## Set exercise
Locate each line below that includes "index" and reproduce it.

## Dataset section
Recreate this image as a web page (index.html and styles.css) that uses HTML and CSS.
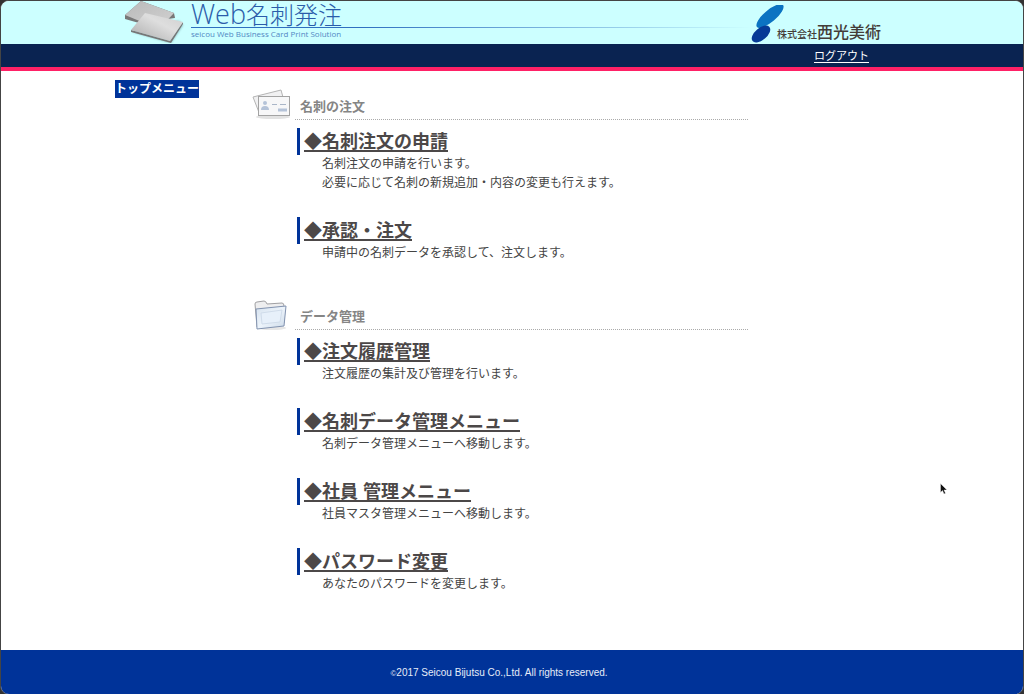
FILE: index.html
```html
<!DOCTYPE html>
<html lang="ja">
<head>
<meta charset="utf-8">
<meta name="viewport" content="width=device-width, initial-scale=1">
<title>Web名刺発注</title>
<link rel="stylesheet" href="styles.css">
</head>
<body>
<div class="page">
  <header class="header">
    <div class="band">
      <div class="container banner">
        <svg class="cards-logo" viewBox="0 0 60 42" aria-hidden="true">
          <defs>
            <linearGradient id="cardBack" x1="0" y1="0" x2="1" y2="1"><stop offset="0" stop-color="#b9b9b9"/><stop offset="1" stop-color="#d2d2d2"/></linearGradient>
            <linearGradient id="cardFront" x1="0" y1="1" x2="1" y2="0"><stop offset="0" stop-color="#a9a9a9"/><stop offset="0.6" stop-color="#dedede"/><stop offset="1" stop-color="#cfcfcf"/></linearGradient>
            <filter id="soft"><feGaussianBlur stdDeviation="1"/></filter>
          </defs>
          <path d="M8 31 46 42 58 24 54 20 12 24Z" fill="#527c80" opacity=".55" filter="url(#soft)"/>
          <path d="M0 14 16 0 49 12 50 17 14 22 0 18Z" fill="#777"/>
          <path d="M0 14 16 0 49 12 34 28Z" fill="url(#cardBack)"/>
          <path d="M6 29 45 40 58 21 58 23 46 42 6 31Z" fill="#777"/>
          <path d="M6 29 20 12 58 21 45 40Z" fill="url(#cardFront)"/>
        </svg>
        <div class="brand">
          <h1 class="brand-name"><span class="brand-latin">Web</span>名刺発注</h1>
          <div class="brand-rule"></div>
          <p class="brand-sub">seicou Web Business Card Print Solution</p>
        </div>
        <div class="company">
          <svg class="company-mark" viewBox="0 0 34 38" aria-hidden="true">
            <ellipse cx="19" cy="11" rx="17" ry="6" transform="rotate(-40 19 11)" fill="#0b73c2"/>
            <ellipse cx="10" cy="29" rx="11" ry="6" transform="rotate(-40 10 29)" fill="#063a96"/>
          </svg>
          <p class="company-name"><span class="company-type">株式会社</span><span>西光美術</span></p>
        </div>
      </div>
    </div>
    <nav class="band topbar">
      <div class="container topbar-inner"><a class="logout" href="#">ログアウト</a></div>
    </nav>
  </header>

  <div class="band body">
    <div class="container content">
      <aside class="side"><h2 class="side-title">トップメニュー</h2></aside>
      <main class="main">
        <section class="section">
          <div class="section-head">
            <svg class="section-icon" viewBox="0 1 42 31" aria-hidden="true">
              <ellipse cx="21" cy="29" rx="17" ry="2" fill="#e2e2e2"/>
              <path d="M1 9 29 2 34 20 8 27Z" fill="#f1f1f2" stroke="#b4b4b4"/>
              <rect x="6.500" y="8.500" width="31" height="19" fill="#f7f7f8" stroke="#a3a3a3"/>
              <circle cx="13" cy="15" r="2" fill="#b5c3d8"/>
              <path d="M9 22q0-4 4-4t4 4Z" fill="#b5c3d8"/>
              <path d="M20 16.500h5M28 16.500h6" stroke="#aab6c8"/>
              <path d="M26 22h9" stroke="#b5c3d8" stroke-width="3"/>
            </svg>
            <h2 class="section-title">名刺の注文</h2>
          </div>
          <ul class="menu">
            <li class="item"><h3 class="item-title"><a href="#">◆名刺注文の申請</a></h3><p class="item-text">名刺注文の申請を行います。<br>必要に応じて名刺の新規追加・内容の変更も行えます。</p></li>
            <li class="item"><h3 class="item-title"><a href="#">◆承認・注文</a></h3><p class="item-text">申請中の名刺データを承認して、注文します。</p></li>
          </ul>
        </section>
        <section class="section">
          <div class="section-head">
            <svg class="section-icon" viewBox="0 1 42 31" aria-hidden="true">
              <defs><linearGradient id="folder" x1="0" y1="0" x2="1" y2="1"><stop offset="0" stop-color="#d5e1ee"/><stop offset="0.5" stop-color="#edf4fb"/><stop offset="1" stop-color="#cbd9e8"/></linearGradient></defs>
              <ellipse cx="20" cy="30" rx="14" ry="2" fill="#e6e6e6"/>
              <path d="M5 29 3 6Q3 4 5 4L12 3Q14 3 15 6L30 5Q32 5 32 8L32 25Z" fill="#eeeeef" stroke="#a0a0a3"/>
              <path d="M4 11 34 8 32 28 5 31Z" fill="url(#folder)" stroke="#8293b0"/>
              <path d="M9 15 30 12 28 24 10 26Z" fill="#e7f0fa" stroke="#d0dcea"/>
            </svg>
            <h2 class="section-title">データ管理</h2>
          </div>
          <ul class="menu">
            <li class="item"><h3 class="item-title"><a href="#">◆注文履歴管理</a></h3><p class="item-text">注文履歴の集計及び管理を行います。</p></li>
            <li class="item"><h3 class="item-title"><a href="#">◆名刺データ管理メニュー</a></h3><p class="item-text">名刺データ管理メニューへ移動します。</p></li>
            <li class="item"><h3 class="item-title"><a href="#">◆社員 管理メニュー</a></h3><p class="item-text">社員マスタ管理メニューへ移動します。</p></li>
            <li class="item"><h3 class="item-title"><a href="#">◆パスワード変更</a></h3><p class="item-text">あなたのパスワードを変更します。</p></li>
          </ul>
        </section>
      </main>
    </div>
  </div>

  <footer class="band footer"><p class="container copyright"><span class="copy-sign">©</span>2017 Seicou Bijutsu Co.,Ltd. All rights reserved.</p></footer>
  <svg class="pointer" viewBox="0 0 8 12" aria-hidden="true"><path d="M.5.5v9l2-2 1.500 3.500 1.500-.7L4 7h3Z" fill="#111" stroke="#fff" stroke-width=".4"/></svg>
</div>
</body>
</html>
```
FILE: styles.css
```css
* { box-sizing: border-box; }

body {
  margin: 0;
  background: #333;
  color: #444;
  font-family: "Liberation Sans", "Noto Sans CJK JP", sans-serif;
  font-size: 12px;
  line-height: 19px;
}

h1, h2, h3, p, ul { margin: 0; padding: 0; }

.page {
  position: relative;
  display: flex;
  flex-direction: column;
  min-height: 100vh;
  border: 1px solid #444;
  border-radius: 9px;
  overflow: hidden;
  background: #fff;
}

.band { padding-right: 26px; }

.container {
  width: 100%;
  max-width: 768px;
  margin: 0 auto;
}

/* Banner */
.header { background: #cff; }

.banner {
  display: flex;
  align-items: flex-start;
  height: 43px;
  padding: 0 2px 0 10px;
}

.cards-logo { flex: none; width: 60px; height: 42px; }

.brand { flex: 1; padding-left: 6px; }

.brand-name {
  color: #2a5caa;
  font-family: "Noto Sans CJK JP", sans-serif;
  font-size: 24px;
  font-weight: 300;
  line-height: 26px;
}

.brand-latin { font-family: "Open Sans", sans-serif; font-size: 27px; }

.brand-rule { height: 1px; background: linear-gradient(90deg, #2f6fc0 30%, #cff); }

.brand-sub {
  color: #5288c4;
  font-family: "Open Sans", sans-serif;
  font-size: 8px;
  line-height: 12px;
}

.company { display: flex; align-items: flex-end; height: 42px; }

.company-mark { width: 34px; height: 38px; margin-right: -8px; }

.company-name {
  display: flex;
  align-items: baseline;
  color: #443c38;
  font-family: "Noto Sans CJK JP", sans-serif;
  font-size: 16px;
  font-weight: 500;
  line-height: 18px;
}

.company-type { font-size: 10px; }

.topbar {
  background: #0a2351;
  border-bottom: 4px solid #ff2166;
}

.topbar-inner { padding: 2px 14px 0 0; line-height: 21px; text-align: right; }

.logout { color: #fff; font-size: 11px; text-underline-offset: 2px; }

/* Content */
.body { flex: 1; padding-bottom: 56px; }

.content { display: flex; }

.side { width: 137px; padding-top: 9px; }

.side-title {
  display: inline-block;
  background: #039;
  color: #fff;
  font-size: 12px;
  line-height: 18px;
}

.main { width: 496px; padding-top: 18px; }

.section + .section { margin-top: 36px; }

.section-head { display: flex; }

.section-icon { width: 42px; height: 31px; }

.section-title {
  flex: 1;
  align-self: flex-end;
  margin-left: 1px;
  padding: 0 0 3px 5px;
  border-bottom: 1px dotted #aaa;
  color: #858585;
  font-size: 13px;
  font-weight: 700;
}

.menu {
  display: flex;
  flex-direction: column;
  gap: 24px;
  padding: 8px 0 0 45px;
  list-style: none;
}

.item-title {
  padding: 1px 0 0 4px;
  border-left: 3px solid #039;
  font-size: 18px;
  line-height: 26px;
}

.item-title a {
  color: #4c4848;
  text-decoration-thickness: 2px;
  text-underline-offset: 2px;
}

.item-text { padding-left: 25px; }

/* Footer */
.footer { padding-top: 13px; padding-bottom: 11px; background: #039; }

.copyright { color: #e6ecf8; font-size: 10px; text-align: center; }

.copy-sign { font-size: 8px; }

.pointer {
  position: absolute;
  top: 482px;
  left: 939px;
  width: 8px;
  height: 12px;
}
```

## The completed task
Recreate this image as a web page (index.html and styles.css) that uses HTML and CSS.
FILE: index.html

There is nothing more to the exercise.